Sarah Tucker, the founder and managing director at The Mortgage Mum, told Mortgage Introducer that more people would want to re-mortgage their homes and request a review of their fixed rate before further increases were introduced.

She said: “I’ve already had a number of enquiries from clients of mine who are not due to re-mortgage for two or three years asking me to price up their options now. There is a lot of fear, but I do think the future rate increase predictions are accurate.”

The fact that four of the nine policy makers voted for an even bigger base rate increase was evidence that further rises were expected, she noted.

“Experts are being quoted as saying the base rate will be 1.25% by the end of the year, which will have a huge impact on the cost of borrowing,” she added.

“On some level, we can see why they’re doing it. Demand is still incredibly high in the property market, and inflation is double what they expected it to be. By increasing the cost of borrowing they are hoping to bring this down.”

She said many of her clients on variable and tracker rate mortgages “will be getting calls to encourage them to look at a fixed rate”.

She added: “We predict a rise in the highly anticipated 10-year fixed rate mortgages. People just want to feel security in one area of their life, and with so much uncertainty in the world, it’s no wonder a 10-year fixed rate seems appealing. It’s one thing less for them to worry about!”

Read more: Four key trends for UK real estate in 2022

Graham Cox, the founder of Self-Employed Mortgage Hub, was quoted in The Daily Mail saying that the energy cap rise would “inevitably make it harder for people to get a mortgage”.

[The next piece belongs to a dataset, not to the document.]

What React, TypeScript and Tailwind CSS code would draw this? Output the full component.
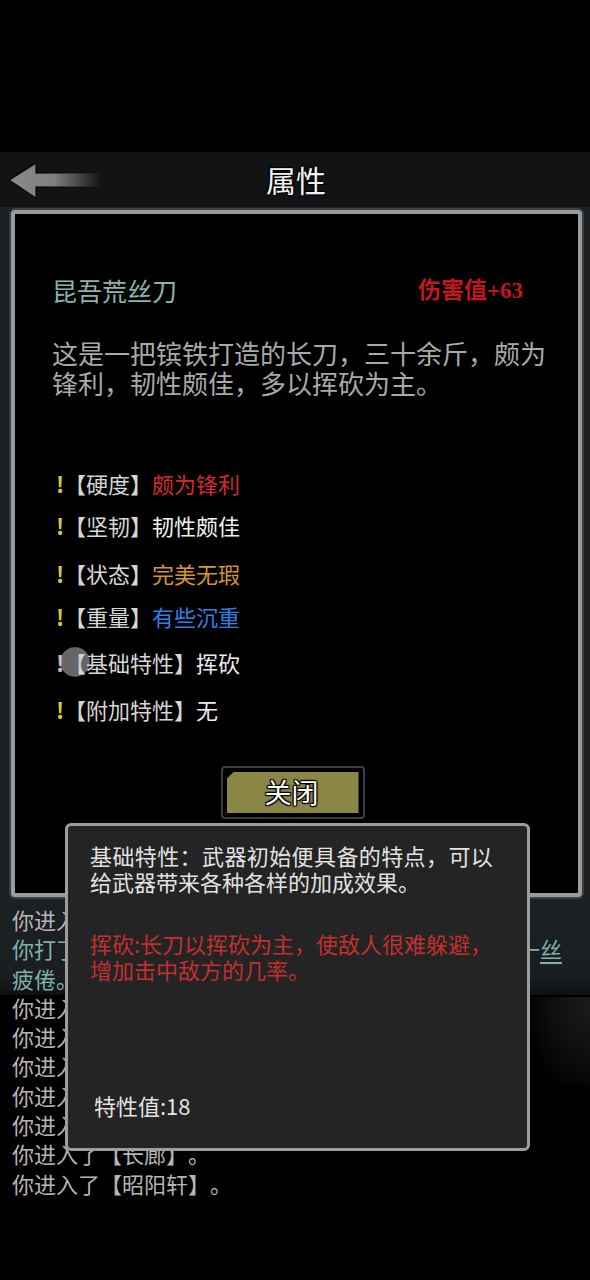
import React from "react";

const CJK = "font-['Noto_Sans_CJK_SC','Noto_Sans',sans-serif]";

function BackArrow() {
  return (
    <svg width="96" height="40" viewBox="0 0 96 40" className="block">
      <defs>
        <linearGradient id="ag" x1="0" y1="0" x2="1" y2="0">
          <stop offset="0" stopColor="#8c8c8c" />
          <stop offset="0.5" stopColor="#7e7e7e" />
          <stop offset="1" stopColor="#7e7e7e" stopOpacity="0" />
        </linearGradient>
        <linearGradient id="as" x1="0" y1="0" x2="1" y2="0">
          <stop offset="0" stopColor="#000" stopOpacity="0.9" />
          <stop offset="0.6" stopColor="#000" stopOpacity="0.6" />
          <stop offset="1" stopColor="#000" stopOpacity="0" />
        </linearGradient>
      </defs>
      <polygon
        points="2,19 29,2 29,12 94,12 94,26 29,26 29,37"
        fill="url(#ag)"
        stroke="url(#as)"
        strokeWidth="1.5"
        strokeLinejoin="round"
      />
    </svg>
  );
}

function AttrRow({
  label,
  value,
  color,
  mt,
  touch,
}: {
  label: string;
  value: string;
  color: string;
  mt: string;
  touch?: boolean;
}) {
  return (
    <div className={`relative flex items-center h-[30px] text-[22px] leading-[30px] ${mt}`}>
      <span className={`w-[8px] font-bold ${touch ? "text-[#bdbdbd]" : "text-[#cfcf34]"}`}>!</span>
      <span className="text-[#d6d6d6] [text-shadow:0_0_3px_#000,0_0_1px_#000]">{label}</span>
      <span className={color}>{value}</span>
      {touch && (
        <span className="absolute left-[4px] top-[0px] w-[30px] h-[30px] rounded-full bg-[radial-gradient(circle,rgba(190,190,190,0.55)_0%,rgba(200,200,200,0.5)_50%,rgba(235,235,235,0.45)_66%,rgba(200,200,200,0)_78%)]" />
      )}
    </div>
  );
}

export default function App() {
  const logLines: { t: React.ReactNode; c: string }[] = [
    { t: "你进入了【御花园】。", c: "text-[#b5b5b5]" },
    {
      t: (
        <>
          你打了个哈欠，连日奔波之下，你的身体终于感到了一<span className="underline underline-offset-4">丝</span>
        </>
      ),
      c: "text-[#7fb0a9]",
    },
    { t: "疲倦。", c: "text-[#7fb0a9]" },
    { t: "你进入了【御花园】。", c: "text-[#b5b5b5]" },
    { t: "你进入了【长廊】。", c: "text-[#b5b5b5]" },
    { t: "你进入了【御花园】。", c: "text-[#b5b5b5]" },
    { t: "你进入了【长廊】。", c: "text-[#b5b5b5]" },
    { t: "你进入了【御花园】。", c: "text-[#b5b5b5]" },
    { t: "你进入了【长廊】。", c: "text-[#b5b5b5]" },
    { t: "你进入了【昭阳轩】。", c: "text-[#b5b5b5]" },
  ];

  return (
    <div className={`relative w-[590px] h-[1280px] overflow-hidden bg-black ${CJK} [text-spacing-trim:space-all]`}>
      {/* top empty */}
      <div className="h-[152px] bg-black" />

      {/* header */}
      <div className="relative h-[55px] bg-[#121315] flex items-center justify-center">
        <div className="absolute left-[7px] top-[9px]">
          <BackArrow />
        </div>
        <span className="text-[30px] leading-none text-[#f2f2f2] [text-shadow:0_0_2px_#000,1px_1px_1px_#000,-1px_-1px_1px_#000] pl-[2px] pb-[2px]">
          属性
        </span>
      </div>

      {/* panel section */}
      <div className="bg-[#1c2023] pt-[3px] pb-[8px]">
        <div className="ml-[11px] w-[571px] h-[687px] rounded-[4px] border-[4px] border-[#9b9b9b] bg-black shadow-[0_0_0_2px_#3c3f41] flex flex-col">
          <div className="pl-[37px] pr-[55px] pt-[61px] flex items-center justify-between h-[30px] box-content">
            <span className="text-[25px] leading-[30px] text-[#8cb3ad]">昆吾荒丝刀</span>
            <span className="text-[23px] leading-[30px] font-bold text-[#c4161c] font-['Liberation_Serif','Noto_Sans_CJK_SC',serif] pt-[2px]">
              伤害值+63
            </span>
          </div>
          <div className="pl-[37px] mt-[33px] text-[26px] leading-[30px] text-[#a9a9a9]">
            <div className="whitespace-nowrap">这是一把镔铁打造的长刀，三十余斤，颇为</div>
            <div className="whitespace-nowrap">锋利，韧性颇佳，多以挥砍为主。</div>
          </div>
          <div className="pl-[41px] mt-[70px] flex flex-col">
            <AttrRow label="【硬度】" value="颇为锋利" color="text-[#d42a2a]" mt="mt-0" />
            <AttrRow label="【坚韧】" value="韧性颇佳" color="text-[#f2f2f2]" mt="mt-[12px]" />
            <AttrRow label="【状态】" value="完美无瑕" color="text-[#d6962c]" mt="mt-[18px]" />
            <AttrRow label="【重量】" value="有些沉重" color="text-[#2f80e4]" mt="mt-[13px]" />
            <AttrRow label="【基础特性】" value="挥砍" color="text-[#ececec]" mt="mt-[16px]" touch />
            <AttrRow label="【附加特性】" value="无" color="text-[#ececec]" mt="mt-[17px]" />
          </div>
          <div className="mt-[42px] flex justify-center pr-[8px]">
            <div className="w-[144px] h-[53px] rounded-[4px] border-[2px] border-[#3e3e3e] bg-black p-[4px]">
              <div className="relative w-full h-full bg-[#8a8746] [clip-path:polygon(7px_0,100%_0,100%_100%,0_100%,0_7px)] flex items-center justify-center">
                <span className="text-[27px] leading-none text-white [text-shadow:0_0_2px_#000,1px_1px_1px_#000,-1px_-1px_1px_#000,1px_-1px_1px_#000,-1px_1px_1px_#000] pr-[2px] pb-[2px]">
                  关闭
                </span>
              </div>
            </div>
          </div>
        </div>
      </div>

      {/* log area */}
      <div className="relative">
        <div className="absolute left-0 right-0 top-0 h-[90px] bg-[linear-gradient(180deg,#1b2023_0%,#1a1e21_80%,#0d0f10_100%)]" />
        <div className="absolute right-0 top-[92px] w-[60px] h-[90px] bg-[radial-gradient(ellipse_at_top_right,#1c1c1c_0%,#0d0d0d_50%,rgba(0,0,0,0)_80%)]" />
        <div className="relative pl-[12px] text-[22px] leading-[29.3px]">
          {logLines.map((l, i) => (
            <div key={i} className={`whitespace-nowrap ${l.c}`}>
              {l.t}
            </div>
          ))}
        </div>
      </div>

      {/* tooltip overlay */}
      <div className="absolute left-[65px] top-[823px] w-[465px] h-[328px] rounded-[6px] border-[3px] border-[#9d9d9d] bg-[#242424] flex flex-col text-[22px] leading-[26px]">
        <div className="pl-[22px] pt-[16px] text-[#e2e2e2]">
          <div className="whitespace-nowrap tracking-[0.4px]">基础特性：武器初始便具备的特点，可以</div>
          <div className="whitespace-nowrap">给武器带来各种各样的加成效果。</div>
        </div>
        <div className="pl-[22px] mt-[36px] text-[#c2302f]">
          <div className="whitespace-nowrap">挥砍:长刀以挥砍为主，使敌人很难躲避，</div>
          <div className="whitespace-nowrap">增加击中敌方的几率。</div>
        </div>
        <div className="pl-[26px] mt-[110px] text-[#e2e2e2]">特性值:18</div>
      </div>
    </div>
  );
}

He said all lenders would factor the increase and other price rises, including food and fuel “into affordability calculations”, and with interest rates rising, he predicted house prices would fall “within a few months”.

By contrast, Simon Jackson, chief executive officer at MSS, said he remained positive about the UK’s housing market prospects.

He told Mortgage Introducer: “It remains in good shape and should be able to withstand measured and proportionate rises in interest rates.

“Given the inflationary headwinds facing the economy, the direction of travel for interest rates is clear. However, for the majority of homeowners, interest rates will remain at historically low levels and comfortably less than the affordability level tested by their lender at application.”

The director of B & W Bridging, Damien Druce, said the small rise in interest rates was needed.

“Sensible and sustainable increases will address inflation and the cost of living, which is of course a major concern for low-income individuals and families up and down the country.

“Moreover, it will help get us back to where we were pre-pandemic, at which point the housing market was buoyant. I expect one or two more increases over the course of the year and for our resilient housing market to comfortably absorb them,” he said.

Aside from the issue of rates, consumers have also been hit with the highest price rises in almost 10 years, in addition to a whopping increase in energy bills after regulator Ofgem confirmed they would go up by an average of £693 a year from April.

The timing will coincide with the 1.25% hike in National Insurance contributions.

The BOE, however, said it expected inflation “to fall back from the middle of this year”, believing it can reduce inflation and edge closer to its 2% target in around two years’ time.